Interestingly enough, Mexico, which was heavily invested in the Bracero program, played an important role in Operation Wetback. In that era, Mexico wanted its Bracero workers to return home to fulfill occupational niches in its own burgeoning industries and had no incentive to see them circulating inside the U.S. illegally looking for work. When the United States handed over deported workers, Mexico took responsibility, with U.S. support funding, to find jobs for these workers in central Mexico. In effect, “Operation Wetback” was meant as an adjunct to the Bracero Program, by taking workers who had fallen out of the contract worker system and placing them back in the Mexican labor market, as planned all along.

Like the Bracero Program, Operation Wetback was plagued with abuses — from unpaid wages to harassment and maltreatment by police and Border Patrol officials. The word “wetback” itself came to be seen as highly disparaging, and is considered a slur today — but it was widely used at the time by officials and residents of both sides of the border, much like “gringo” is still used today, to describe Anglo-Americans, with a not-so-subtle hint of cultural mockery. When the program ended, Eisenhower declared success and both sides of the border focused on shoring up the Bracero Program, which continued for another decade.

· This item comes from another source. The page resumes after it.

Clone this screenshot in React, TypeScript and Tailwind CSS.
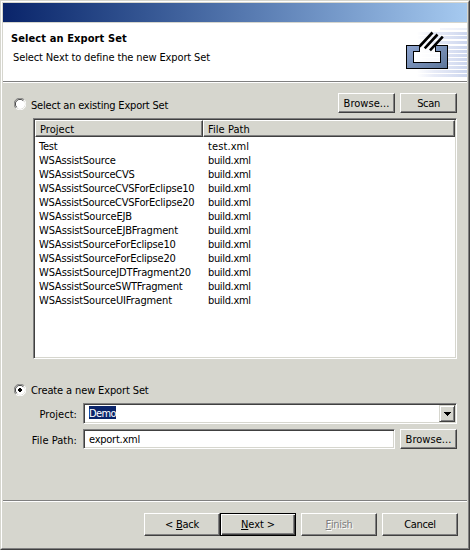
import type { ReactNode } from "react";

const rows: [string, string, string][] = [
  ["Test", "test.xml", "tracking-[-0.2px]"],
  ["WSAssistSource", "build.xml", "tracking-[-0.18px]"],
  ["WSAssistSourceCVS", "build.xml", "tracking-[-0.2px]"],
  ["WSAssistSourceCVSForEclipse10", "build.xml", "tracking-[-0.22px]"],
  ["WSAssistSourceCVSForEclipse20", "build.xml", "tracking-[-0.22px]"],
  ["WSAssistSourceEJB", "build.xml", "tracking-[-0.12px]"],
  ["WSAssistSourceEJBFragment", "build.xml", "tracking-[-0.13px]"],
  ["WSAssistSourceForEclipse10", "build.xml", "tracking-[-0.2px]"],
  ["WSAssistSourceForEclipse20", "build.xml", "tracking-[-0.2px]"],
  ["WSAssistSourceJDTFragment20", "build.xml", "tracking-[-0.13px]"],
  ["WSAssistSourceSWTFragment", "build.xml", "tracking-[-0.2px]"],
  ["WSAssistSourceUIFragment", "build.xml", "tracking-[-0.15px]"],
];

const raised =
  "border border-t-white border-l-white border-r-[#404040] border-b-[#404040] shadow-[inset_-1px_-1px_0_#808080]";
const sunken =
  "border border-t-[#808080] border-l-[#808080] border-r-white border-b-white shadow-[inset_1px_1px_0_#404040,inset_-1px_-1px_0_#d6d6ce]";

function Button({ className, children }: { className: string; children: ReactNode }) {
  return (
    <button className={`flex shrink-0 items-center justify-center bg-[#d6d6ce] whitespace-pre ${className}`}>
      {children}
    </button>
  );
}

function Radio({ checked }: { checked?: boolean }) {
  return (
    <svg width="12" height="12" viewBox="0 0 12 12" className="mt-[2px] shrink-0">
      <circle cx="6" cy="6" r="5" fill="#fff" />
      <path d="M1.8 10.2A5.5 5.5 0 0 1 10.2 1.8" fill="none" stroke="#808080" />
      <path d="M2.7 9.3A4.5 4.5 0 0 1 9.3 2.7" fill="none" stroke="#404040" />
      <path d="M10.2 1.8A5.5 5.5 0 0 1 1.8 10.2" fill="none" stroke="#fff" />
      {checked && <path d="M5 4h2v1h1v2h-1v1h-2v-1h-1v-2h1z" fill="#000" shapeRendering="crispEdges" />}
    </svg>
  );
}

function ExportBanner() {
  return (
    <svg width="56" height="58" viewBox="411 23 56 58" className="shrink-0 overflow-visible">
      <defs>
        <linearGradient id="fade" x1="417" x2="467" y1="0" y2="0" gradientUnits="userSpaceOnUse">
          <stop offset="0" stopColor="#d8def2" stopOpacity="0" />
          <stop offset=".35" stopColor="#d8def2" stopOpacity=".6" />
          <stop offset="1" stopColor="#ccd6ee" />
        </linearGradient>
        <linearGradient id="tray" x1="0" x2="1" y1="0" y2="1">
          <stop offset="0" stopColor="#8fa5d0" />
          <stop offset="1" stopColor="#5d7699" />
        </linearGradient>
      </defs>
      <rect x="440" y="28" width="27" height="2" fill="url(#fade)" fillOpacity=".4" />
      {[32, 36, 41, 46, 50, 54, 58, 62, 66, 70, 74].map((y) => (
        <rect key={y} x="417" y={y} width="50" height="3" fill="url(#fade)" />
      ))}
      <path d="M413.5 51.5h6v-6h16v6h5v11h-27z" fill="#fff" fillOpacity=".75" />
      <path
        d="M406.5 45.5h13v6h-6v11h27v-11h-5v-6h12v23h-41z"
        fill="url(#tray)"
        stroke="#000"
        shapeRendering="crispEdges"
      />
      <path d="M419.5 46.5L432.5 32.5M424.7 48.3L437.5 34.5M430 50.3L442.8 36.7" stroke="#000" strokeWidth="2.6" />
    </svg>
  );
}

export default function App() {
  return (
    <div className="h-[550px] w-[470px] border border-t-[#d6d6ce] border-l-[#d6d6ce] border-r-[#404040] border-b-[#404040] bg-[#d6d6ce] font-['DejaVu_Sans_Condensed','DejaVu_Sans',sans-serif] text-[11px] leading-[14px] tracking-[-0.35px] text-black [font-stretch:condensed]">
      <div className="flex h-full flex-col border border-t-white border-l-white border-r-[#808080] border-b-[#808080] pt-px pr-px pl-px">
        <div className="h-[19px] shrink-0 bg-linear-to-r from-[#0a246a] to-[#a6caf0]" />
        <header className="flex h-[59px] shrink-0 justify-between border-t border-t-[#d6d6ce] bg-white">
          <div className="pt-[9px] pl-[8px]">
            <h1 className="font-bold tracking-[0.1px] whitespace-nowrap">Select an Export Set</h1>
            <p className="mt-[5px] pl-[2px] tracking-[-0.12px] whitespace-nowrap">Select Next to define the new Export Set</p>
          </div>
          <ExportBanner />
        </header>
        <div className="h-[2px] shrink-0 border-t border-b border-t-[#808080] border-b-white" />

        <main className="flex grow flex-col pt-[10px] pr-[10px] pl-[11px]">
          <div className="flex h-[20px] shrink-0 items-center">
            <Radio />
            <span className="mt-[5px] ml-[5px] grow tracking-[-0.2px] whitespace-nowrap">Select an existing Export Set</span>
            <Button className={`h-[20px] w-[57px] pt-[2px] tracking-[0.05px] ${raised}`}>Browse...</Button>
            <Button className={`ml-[5px] h-[20px] w-[57px] pt-[2px] ${raised}`}>Scan</Button>
          </div>

          <div className={`mt-[5px] ml-[19px] h-[241px] w-[424px] shrink-0 bg-white p-px ${sunken}`}>
            <div className="flex h-[17px] bg-[#d6d6ce] tracking-[0.05px]">
              <div className={`w-[168px] pl-[4px] leading-[17px] ${raised}`}>Project</div>
              <div className={`w-[252px] pl-[4px] leading-[17px] ${raised}`}>File Path</div>
            </div>
            <div className="pt-[3px]">
              {rows.map(([project, path, tracking]) => (
                <div key={project} className="flex h-[14px] pl-[4px]">
                  <span className={`w-[169px] whitespace-nowrap ${tracking}`}>{project}</span>
                  <span className={path === "test.xml" ? "tracking-[0.1px]" : ""}>{path}</span>
                </div>
              ))}
            </div>
          </div>

          <div className="mt-[23px] flex h-[14px] shrink-0 items-center">
            <Radio checked />
            <span className="mt-[4px] ml-[5px] tracking-[-0.13px] whitespace-nowrap">Create a new Export Set</span>
          </div>

          <div className="mt-[7px] flex h-[21px] shrink-0">
            <label className="w-[63px] shrink-0 pt-[5px] text-right tracking-[0.05px] whitespace-nowrap">Project:</label>
            <div className={`ml-[6px] flex w-[374px] justify-between bg-white p-px ${sunken}`}>
              <span className="mt-px ml-[4px] h-[13px] w-[27px] bg-[#0a246a] leading-[15px] tracking-[-0.6px] text-white">Demo</span>
              <Button className="h-[17px] w-[16px] border border-t-[#d6d6ce] border-l-[#d6d6ce] border-r-[#404040] border-b-[#404040] shadow-[inset_1px_1px_0_#fff,inset_-1px_-1px_0_#808080]">
                <svg width="7" height="4" viewBox="0 0 7 4" shapeRendering="crispEdges">
                  <path d="M0 0h7v1h-1v1h-1v1h-1v1h-1v-1h-1v-1h-1v-1h-1z" />
                </svg>
              </Button>
            </div>
          </div>
          <div className="mt-[5px] flex h-[20px] shrink-0">
            <label className="w-[63px] shrink-0 pt-[5px] text-right tracking-[0.05px] whitespace-nowrap">File Path:</label>
            <div className={`ml-[6px] w-[312px] bg-white pt-[3px] pl-[5px] tracking-[-0.25px] ${sunken}`}>export.xml</div>
            <Button className={`ml-[5px] h-[20px] w-[57px] pt-[2px] tracking-[0.05px] ${raised}`}>Browse...</Button>
          </div>
        </main>

        <div className="h-[2px] shrink-0 border-t border-b border-t-[#808080] border-b-white" />
        <footer className="flex h-[46px] shrink-0 pt-[11px] pl-[141px]">
          <Button className={`h-[23px] w-[76px] tracking-[-0.25px] ${raised}`}>
            {"< "}<span className="underline">B</span>ack
          </Button>
          <Button className="h-[23px] w-[76px] border border-black tracking-[-0.1px] shadow-[inset_1px_1px_0_#fff,inset_-1px_-1px_0_#404040,inset_-2px_-2px_0_#808080]">
            <span className="underline">N</span>{"ext >"}
          </Button>
          <Button className={`ml-[5px] h-[23px] w-[76px] text-[#808080] [text-shadow:1px_1px_0_#fff] ${raised}`}>
            <span className="underline">F</span>inish
          </Button>
          <Button className={`ml-[5px] h-[23px] w-[76px] ${raised}`}>Cancel</Button>
        </footer>
      </div>
    </div>
  );
}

“Operation Wetback” was not America’s first mass deportation program of Mexicans. Republican Herbert Hoover carried one out in the 1930s during the depths of the Depression. Democrat Harry Truman implemented another in the early 1940s, with returning American war veterans in mind (just as the legal Bracero Program was getting underway). In those days, though, no more than 2-3 million illegal immigrants were in the country, filling a much smaller number of occupational niches – in agriculture primary – and located largely (but not exclusively) along the U.S.-Mexico border.  Today, the estimate of illegal immigrants is 12-15 million and they are present in numerous low-skill industries across the country — and not just in major metropolises, but in tiny rural areas in the South, Midwest and Northwest.  And while still primarily Mexican (about 75 percent, according to most estimates), illegal immigrants increasingly include Poles, Indians, Chinese and Arabs – nearly the full gamut of the world’s populations.

Could another mass round-up and deportation program actually work? Probably not. The federal government simply doesn’t have enough immigration agents to conduct immigration raids of factories and workplaces en masse, and probably couldn’t find enough state and local police forces to assist them. And would Mexico agree to help? Probably not these days, especially when The Donald wants to end NAFTA and start a trade war. Trump would probably have to deploy the U.S. army and the National Guard, but at each stage, his plan would face monumental court challenges – and fierce political opposition — that would likely delay or block implementation for months, maybe years.

Trump’s aware of these challenges; he hinted as much during his interview. But as always he’s being crazy as a fox, putting his plan on the table and asking the voters to decide, knowing that many are angry as hell and demanding stronger action. That’s guaranteed to force other candidates to respond to his agenda and to keep his volatile presidential campaign – and himself – in the limelight. It’s what the Donald does, but it hardly seems “humane.”